**Exercise goal**
Skip the pictures and quote all of the lines exactly.

**Stored data**
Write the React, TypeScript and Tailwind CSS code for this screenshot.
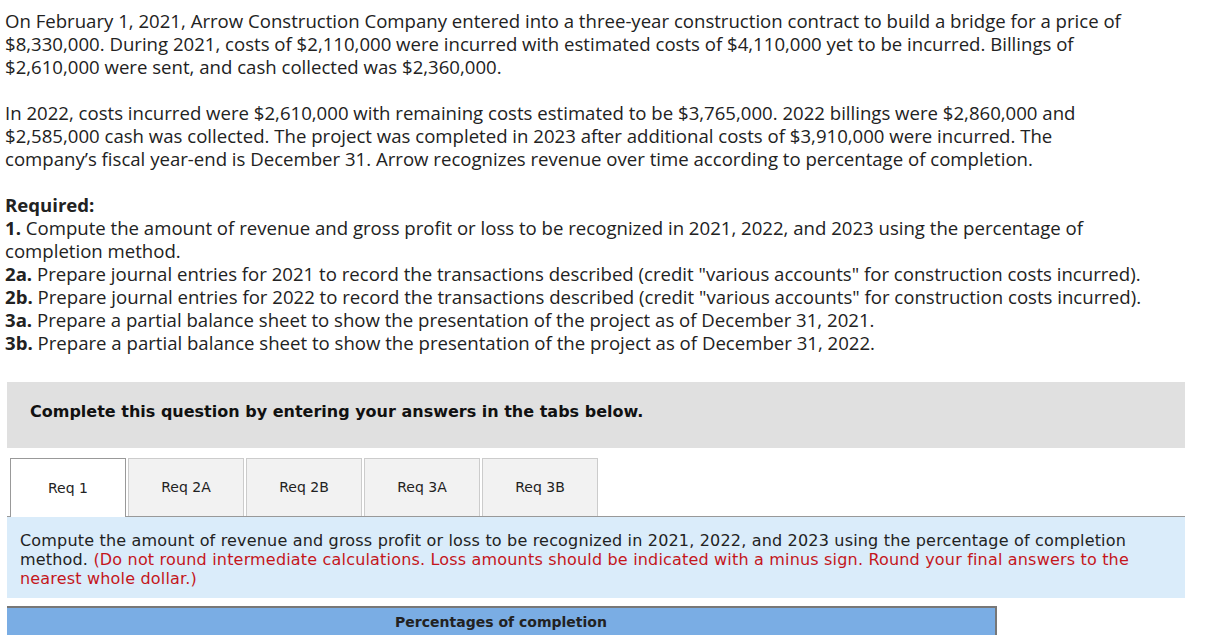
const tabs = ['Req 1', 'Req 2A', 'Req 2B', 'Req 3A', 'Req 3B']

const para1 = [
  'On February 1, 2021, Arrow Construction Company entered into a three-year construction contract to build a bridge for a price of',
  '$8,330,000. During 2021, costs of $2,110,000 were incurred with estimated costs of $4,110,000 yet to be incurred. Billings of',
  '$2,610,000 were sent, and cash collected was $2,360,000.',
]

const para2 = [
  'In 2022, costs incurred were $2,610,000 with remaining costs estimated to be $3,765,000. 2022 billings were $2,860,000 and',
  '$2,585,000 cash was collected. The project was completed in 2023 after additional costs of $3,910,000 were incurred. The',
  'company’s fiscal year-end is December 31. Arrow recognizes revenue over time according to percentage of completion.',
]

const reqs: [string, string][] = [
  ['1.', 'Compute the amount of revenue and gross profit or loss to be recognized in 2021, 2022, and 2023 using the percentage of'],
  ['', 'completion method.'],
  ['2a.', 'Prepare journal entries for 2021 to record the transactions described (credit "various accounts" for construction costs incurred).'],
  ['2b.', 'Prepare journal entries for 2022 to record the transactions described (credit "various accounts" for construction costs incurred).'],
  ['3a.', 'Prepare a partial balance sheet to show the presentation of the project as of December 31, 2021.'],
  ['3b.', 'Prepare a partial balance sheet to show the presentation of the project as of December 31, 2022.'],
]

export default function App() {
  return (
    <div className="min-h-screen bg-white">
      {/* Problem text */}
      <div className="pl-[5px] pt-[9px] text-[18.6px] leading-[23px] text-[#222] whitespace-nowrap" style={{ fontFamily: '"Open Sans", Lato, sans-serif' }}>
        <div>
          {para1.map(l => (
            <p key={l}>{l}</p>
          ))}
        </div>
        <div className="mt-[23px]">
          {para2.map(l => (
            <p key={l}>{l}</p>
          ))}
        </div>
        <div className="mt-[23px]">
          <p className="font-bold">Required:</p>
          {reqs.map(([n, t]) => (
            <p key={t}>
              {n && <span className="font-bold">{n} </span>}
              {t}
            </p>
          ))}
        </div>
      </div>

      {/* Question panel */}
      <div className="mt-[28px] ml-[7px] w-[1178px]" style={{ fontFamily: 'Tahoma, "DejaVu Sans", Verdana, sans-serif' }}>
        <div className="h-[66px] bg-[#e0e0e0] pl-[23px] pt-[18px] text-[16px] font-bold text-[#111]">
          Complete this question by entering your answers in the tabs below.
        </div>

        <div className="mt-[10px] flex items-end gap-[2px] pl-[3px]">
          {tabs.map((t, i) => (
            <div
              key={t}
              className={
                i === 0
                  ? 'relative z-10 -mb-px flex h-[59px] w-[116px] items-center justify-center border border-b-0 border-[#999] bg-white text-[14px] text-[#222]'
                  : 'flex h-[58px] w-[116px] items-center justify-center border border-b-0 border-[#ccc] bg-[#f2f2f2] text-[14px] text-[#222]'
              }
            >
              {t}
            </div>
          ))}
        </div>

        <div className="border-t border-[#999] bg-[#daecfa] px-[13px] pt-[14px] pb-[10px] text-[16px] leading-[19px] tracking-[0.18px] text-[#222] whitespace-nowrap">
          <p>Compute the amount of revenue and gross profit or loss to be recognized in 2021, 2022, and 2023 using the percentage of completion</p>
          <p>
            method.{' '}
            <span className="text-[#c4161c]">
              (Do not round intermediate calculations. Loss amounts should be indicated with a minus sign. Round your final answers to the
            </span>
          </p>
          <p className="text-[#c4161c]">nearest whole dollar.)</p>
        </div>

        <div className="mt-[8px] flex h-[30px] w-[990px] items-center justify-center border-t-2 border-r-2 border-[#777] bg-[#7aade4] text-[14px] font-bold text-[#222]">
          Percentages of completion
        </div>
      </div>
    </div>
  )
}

**Full solution**
Write the React, TypeScript and Tailwind CSS code for this screenshot.
const tabs = ['Req 1', 'Req 2A', 'Req 2B', 'Req 3A', 'Req 3B']

const para1 = [
  'On February 1, 2021, Arrow Construction Company entered into a three-year construction contract to build a bridge for a price of',
  '$8,330,000. During 2021, costs of $2,110,000 were incurred with estimated costs of $4,110,000 yet to be incurred. Billings of',
  '$2,610,000 were sent, and cash collected was $2,360,000.',
]

const para2 = [
  'In 2022, costs incurred were $2,610,000 with remaining costs estimated to be $3,765,000. 2022 billings were $2,860,000 and',
  '$2,585,000 cash was collected. The project was completed in 2023 after additional costs of $3,910,000 were incurred. The',
  'company’s fiscal year-end is December 31. Arrow recognizes revenue over time according to percentage of completion.',
]

const reqs: [string, string][] = [
  ['1.', 'Compute the amount of revenue and gross profit or loss to be recognized in 2021, 2022, and 2023 using the percentage of'],
  ['', 'completion method.'],
  ['2a.', 'Prepare journal entries for 2021 to record the transactions described (credit "various accounts" for construction costs incurred).'],
  ['2b.', 'Prepare journal entries for 2022 to record the transactions described (credit "various accounts" for construction costs incurred).'],
  ['3a.', 'Prepare a partial balance sheet to show the presentation of the project as of December 31, 2021.'],
  ['3b.', 'Prepare a partial balance sheet to show the presentation of the project as of December 31, 2022.'],
]

export default function App() {
  return (
    <div className="min-h-screen bg-white">
      {/* Problem text */}
      <div className="pl-[5px] pt-[9px] text-[18.6px] leading-[23px] text-[#222] whitespace-nowrap" style={{ fontFamily: '"Open Sans", Lato, sans-serif' }}>
        <div>
          {para1.map(l => (
            <p key={l}>{l}</p>
          ))}
        </div>
        <div className="mt-[23px]">
          {para2.map(l => (
            <p key={l}>{l}</p>
          ))}
        </div>
        <div className="mt-[23px]">
          <p className="font-bold">Required:</p>
          {reqs.map(([n, t]) => (
            <p key={t}>
              {n && <span className="font-bold">{n} </span>}
              {t}
            </p>
          ))}
        </div>
      </div>

      {/* Question panel */}
      <div className="mt-[28px] ml-[7px] w-[1178px]" style={{ fontFamily: 'Tahoma, "DejaVu Sans", Verdana, sans-serif' }}>
        <div className="h-[66px] bg-[#e0e0e0] pl-[23px] pt-[18px] text-[16px] font-bold text-[#111]">
          Complete this question by entering your answers in the tabs below.
        </div>

        <div className="mt-[10px] flex items-end gap-[2px] pl-[3px]">
          {tabs.map((t, i) => (
            <div
              key={t}
              className={
                i === 0
                  ? 'relative z-10 -mb-px flex h-[59px] w-[116px] items-center justify-center border border-b-0 border-[#999] bg-white text-[14px] text-[#222]'
                  : 'flex h-[58px] w-[116px] items-center justify-center border border-b-0 border-[#ccc] bg-[#f2f2f2] text-[14px] text-[#222]'
              }
            >
              {t}
            </div>
          ))}
        </div>

        <div className="border-t border-[#999] bg-[#daecfa] px-[13px] pt-[14px] pb-[10px] text-[16px] leading-[19px] tracking-[0.18px] text-[#222] whitespace-nowrap">
          <p>Compute the amount of revenue and gross profit or loss to be recognized in 2021, 2022, and 2023 using the percentage of completion</p>
          <p>
            method.{' '}
            <span className="text-[#c4161c]">
              (Do not round intermediate calculations. Loss amounts should be indicated with a minus sign. Round your final answers to the
            </span>
          </p>
          <p className="text-[#c4161c]">nearest whole dollar.)</p>
        </div>

        <div className="mt-[8px] flex h-[30px] w-[990px] items-center justify-center border-t-2 border-r-2 border-[#777] bg-[#7aade4] text-[14px] font-bold text-[#222]">
          Percentages of completion
        </div>
      </div>
    </div>
  )
}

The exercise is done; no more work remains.